Search the records for "Tailwind". Copy every line where it appears.

RECORDS PROVIDED
==========

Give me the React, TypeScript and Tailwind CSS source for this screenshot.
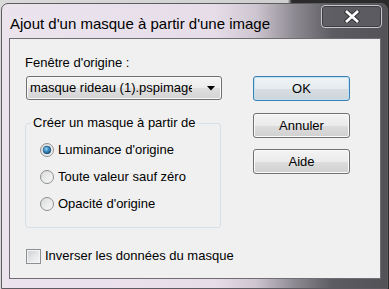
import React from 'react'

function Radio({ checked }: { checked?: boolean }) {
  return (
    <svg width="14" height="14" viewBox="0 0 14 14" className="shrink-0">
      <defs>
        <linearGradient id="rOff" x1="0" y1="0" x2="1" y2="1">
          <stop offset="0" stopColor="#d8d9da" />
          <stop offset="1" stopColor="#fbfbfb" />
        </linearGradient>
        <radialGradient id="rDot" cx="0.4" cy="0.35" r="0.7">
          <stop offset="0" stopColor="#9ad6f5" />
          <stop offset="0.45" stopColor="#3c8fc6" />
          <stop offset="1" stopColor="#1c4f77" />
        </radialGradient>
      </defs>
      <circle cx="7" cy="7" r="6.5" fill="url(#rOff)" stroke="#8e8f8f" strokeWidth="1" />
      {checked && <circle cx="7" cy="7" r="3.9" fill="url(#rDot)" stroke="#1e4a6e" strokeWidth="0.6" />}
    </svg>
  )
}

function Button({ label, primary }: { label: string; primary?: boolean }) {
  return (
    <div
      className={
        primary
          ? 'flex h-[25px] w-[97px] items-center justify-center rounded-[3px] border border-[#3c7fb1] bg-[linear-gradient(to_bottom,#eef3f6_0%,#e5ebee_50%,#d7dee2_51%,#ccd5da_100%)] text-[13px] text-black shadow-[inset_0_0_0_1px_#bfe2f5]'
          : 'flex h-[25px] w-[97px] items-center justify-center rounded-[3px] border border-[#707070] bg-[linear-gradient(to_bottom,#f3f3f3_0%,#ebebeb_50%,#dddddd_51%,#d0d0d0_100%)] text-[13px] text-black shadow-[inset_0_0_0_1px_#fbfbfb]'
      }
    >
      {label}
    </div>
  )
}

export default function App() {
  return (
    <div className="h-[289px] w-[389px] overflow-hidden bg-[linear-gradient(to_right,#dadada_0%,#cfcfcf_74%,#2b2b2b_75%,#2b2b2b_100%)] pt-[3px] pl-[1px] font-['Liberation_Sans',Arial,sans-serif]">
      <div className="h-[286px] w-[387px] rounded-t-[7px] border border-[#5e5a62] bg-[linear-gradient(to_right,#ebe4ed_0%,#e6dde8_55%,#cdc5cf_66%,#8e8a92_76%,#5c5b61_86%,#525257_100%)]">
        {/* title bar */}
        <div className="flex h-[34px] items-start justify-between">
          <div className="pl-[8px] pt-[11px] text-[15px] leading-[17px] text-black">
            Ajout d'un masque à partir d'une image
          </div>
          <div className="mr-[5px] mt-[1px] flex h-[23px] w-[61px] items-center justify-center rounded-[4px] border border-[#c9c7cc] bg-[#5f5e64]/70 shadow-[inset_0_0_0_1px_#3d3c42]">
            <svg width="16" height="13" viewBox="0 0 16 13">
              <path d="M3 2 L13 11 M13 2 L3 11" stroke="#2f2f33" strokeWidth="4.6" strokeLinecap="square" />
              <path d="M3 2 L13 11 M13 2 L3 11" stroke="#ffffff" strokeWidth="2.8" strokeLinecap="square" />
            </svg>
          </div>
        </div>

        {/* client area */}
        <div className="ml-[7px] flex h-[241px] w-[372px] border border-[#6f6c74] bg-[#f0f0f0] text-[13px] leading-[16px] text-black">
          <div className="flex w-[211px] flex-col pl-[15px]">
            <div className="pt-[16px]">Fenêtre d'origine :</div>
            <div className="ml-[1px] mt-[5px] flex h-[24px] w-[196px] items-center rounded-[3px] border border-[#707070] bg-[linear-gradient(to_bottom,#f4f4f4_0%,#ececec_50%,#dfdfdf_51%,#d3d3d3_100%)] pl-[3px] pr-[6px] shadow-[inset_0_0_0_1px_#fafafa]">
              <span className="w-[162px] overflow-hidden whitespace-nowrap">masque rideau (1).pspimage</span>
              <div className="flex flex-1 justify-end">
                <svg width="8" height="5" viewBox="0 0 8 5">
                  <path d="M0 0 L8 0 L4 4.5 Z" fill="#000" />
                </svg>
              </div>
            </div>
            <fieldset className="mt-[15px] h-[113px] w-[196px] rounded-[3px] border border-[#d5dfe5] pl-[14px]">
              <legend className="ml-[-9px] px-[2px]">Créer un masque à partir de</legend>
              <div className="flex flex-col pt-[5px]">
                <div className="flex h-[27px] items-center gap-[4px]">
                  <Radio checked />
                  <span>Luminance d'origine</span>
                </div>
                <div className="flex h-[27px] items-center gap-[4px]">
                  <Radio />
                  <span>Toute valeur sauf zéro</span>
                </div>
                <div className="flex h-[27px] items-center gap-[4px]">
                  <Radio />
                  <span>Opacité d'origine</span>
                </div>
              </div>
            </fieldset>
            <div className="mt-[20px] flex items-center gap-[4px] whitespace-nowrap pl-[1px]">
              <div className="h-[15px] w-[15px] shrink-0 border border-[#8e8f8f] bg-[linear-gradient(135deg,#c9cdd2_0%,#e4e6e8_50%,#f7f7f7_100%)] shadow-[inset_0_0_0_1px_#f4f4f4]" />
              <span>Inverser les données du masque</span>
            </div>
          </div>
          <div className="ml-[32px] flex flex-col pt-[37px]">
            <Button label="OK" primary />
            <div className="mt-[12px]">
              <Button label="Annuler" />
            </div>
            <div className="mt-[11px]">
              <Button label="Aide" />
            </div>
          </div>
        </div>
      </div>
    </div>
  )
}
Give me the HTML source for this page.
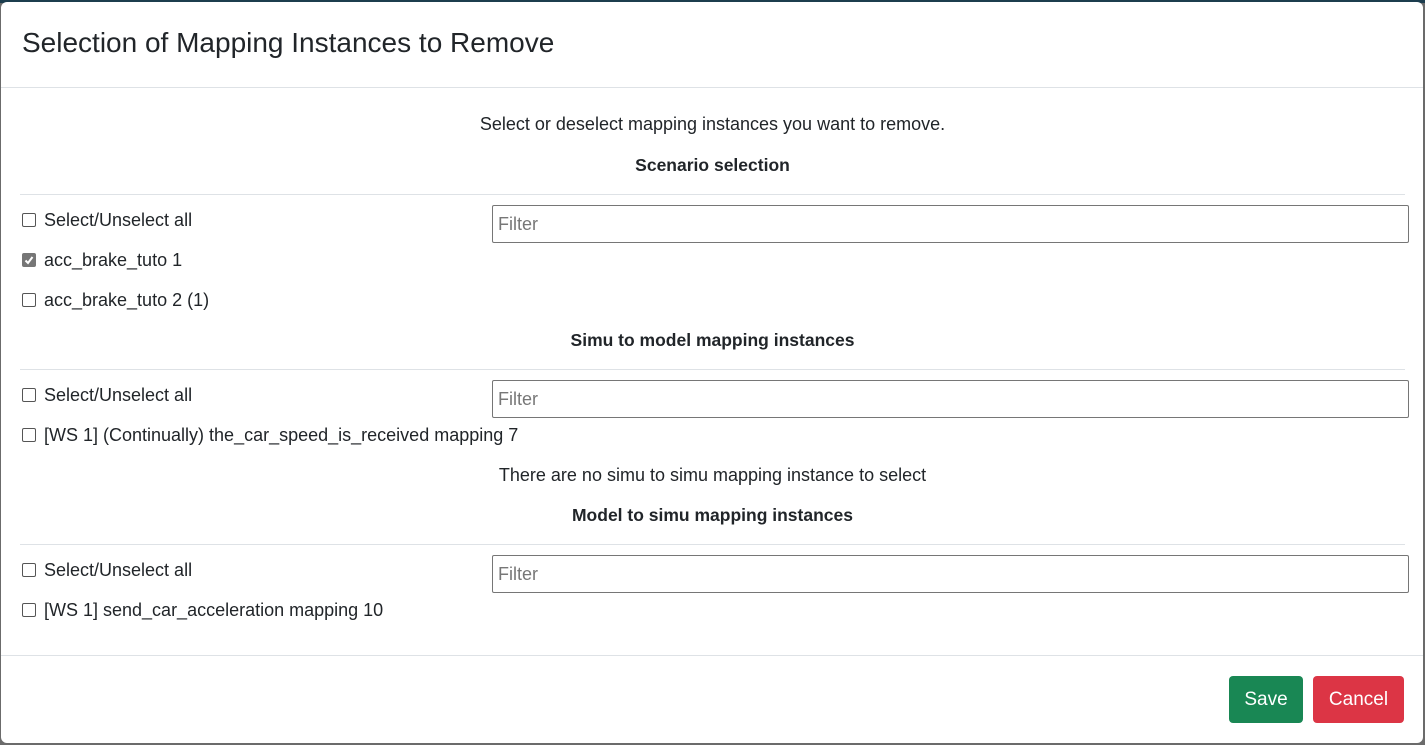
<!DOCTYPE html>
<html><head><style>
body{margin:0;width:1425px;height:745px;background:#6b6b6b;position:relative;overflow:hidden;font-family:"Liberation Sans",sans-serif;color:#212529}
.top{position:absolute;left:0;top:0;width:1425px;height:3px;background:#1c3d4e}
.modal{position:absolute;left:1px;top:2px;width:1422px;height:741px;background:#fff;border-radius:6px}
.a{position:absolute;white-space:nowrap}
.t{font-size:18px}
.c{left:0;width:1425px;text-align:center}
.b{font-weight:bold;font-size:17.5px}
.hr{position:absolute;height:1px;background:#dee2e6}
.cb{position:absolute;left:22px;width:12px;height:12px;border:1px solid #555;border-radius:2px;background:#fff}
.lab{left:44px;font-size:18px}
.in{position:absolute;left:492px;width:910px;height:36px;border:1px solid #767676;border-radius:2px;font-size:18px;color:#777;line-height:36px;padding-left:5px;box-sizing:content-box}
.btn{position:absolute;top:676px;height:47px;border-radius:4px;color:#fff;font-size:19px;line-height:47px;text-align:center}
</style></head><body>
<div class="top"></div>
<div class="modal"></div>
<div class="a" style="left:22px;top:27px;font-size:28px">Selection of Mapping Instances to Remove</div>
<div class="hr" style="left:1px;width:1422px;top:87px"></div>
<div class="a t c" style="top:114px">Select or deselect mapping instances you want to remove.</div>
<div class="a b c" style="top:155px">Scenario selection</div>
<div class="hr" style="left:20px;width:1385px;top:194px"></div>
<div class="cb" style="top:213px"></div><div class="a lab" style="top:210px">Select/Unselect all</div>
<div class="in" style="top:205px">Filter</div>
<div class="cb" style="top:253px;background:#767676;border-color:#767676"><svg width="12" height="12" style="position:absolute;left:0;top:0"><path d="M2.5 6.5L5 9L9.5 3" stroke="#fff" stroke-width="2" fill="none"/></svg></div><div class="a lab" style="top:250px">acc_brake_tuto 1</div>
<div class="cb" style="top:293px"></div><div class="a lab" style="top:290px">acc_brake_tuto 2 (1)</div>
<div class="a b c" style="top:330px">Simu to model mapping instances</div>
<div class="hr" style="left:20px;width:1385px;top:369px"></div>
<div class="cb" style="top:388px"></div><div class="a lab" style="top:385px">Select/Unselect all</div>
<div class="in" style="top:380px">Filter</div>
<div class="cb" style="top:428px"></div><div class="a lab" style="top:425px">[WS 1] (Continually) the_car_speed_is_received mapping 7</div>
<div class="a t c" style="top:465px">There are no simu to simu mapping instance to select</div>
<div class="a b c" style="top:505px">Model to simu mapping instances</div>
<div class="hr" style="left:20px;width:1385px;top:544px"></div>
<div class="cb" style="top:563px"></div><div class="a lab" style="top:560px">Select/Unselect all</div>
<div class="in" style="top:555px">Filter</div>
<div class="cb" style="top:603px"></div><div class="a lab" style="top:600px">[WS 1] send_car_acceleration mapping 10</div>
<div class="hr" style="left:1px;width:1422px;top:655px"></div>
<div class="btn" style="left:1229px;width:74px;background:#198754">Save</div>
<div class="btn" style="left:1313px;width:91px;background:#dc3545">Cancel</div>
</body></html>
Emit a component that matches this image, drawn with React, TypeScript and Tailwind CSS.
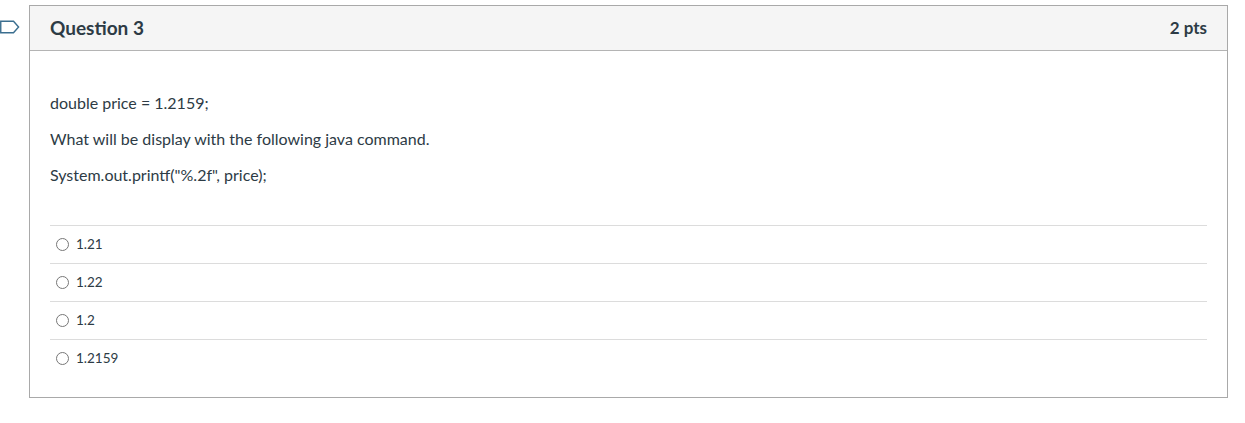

==========

OUTPUT
Give me the React, TypeScript and Tailwind CSS source for this screenshot.
Emit a component that matches this image, drawn with React, TypeScript and Tailwind CSS.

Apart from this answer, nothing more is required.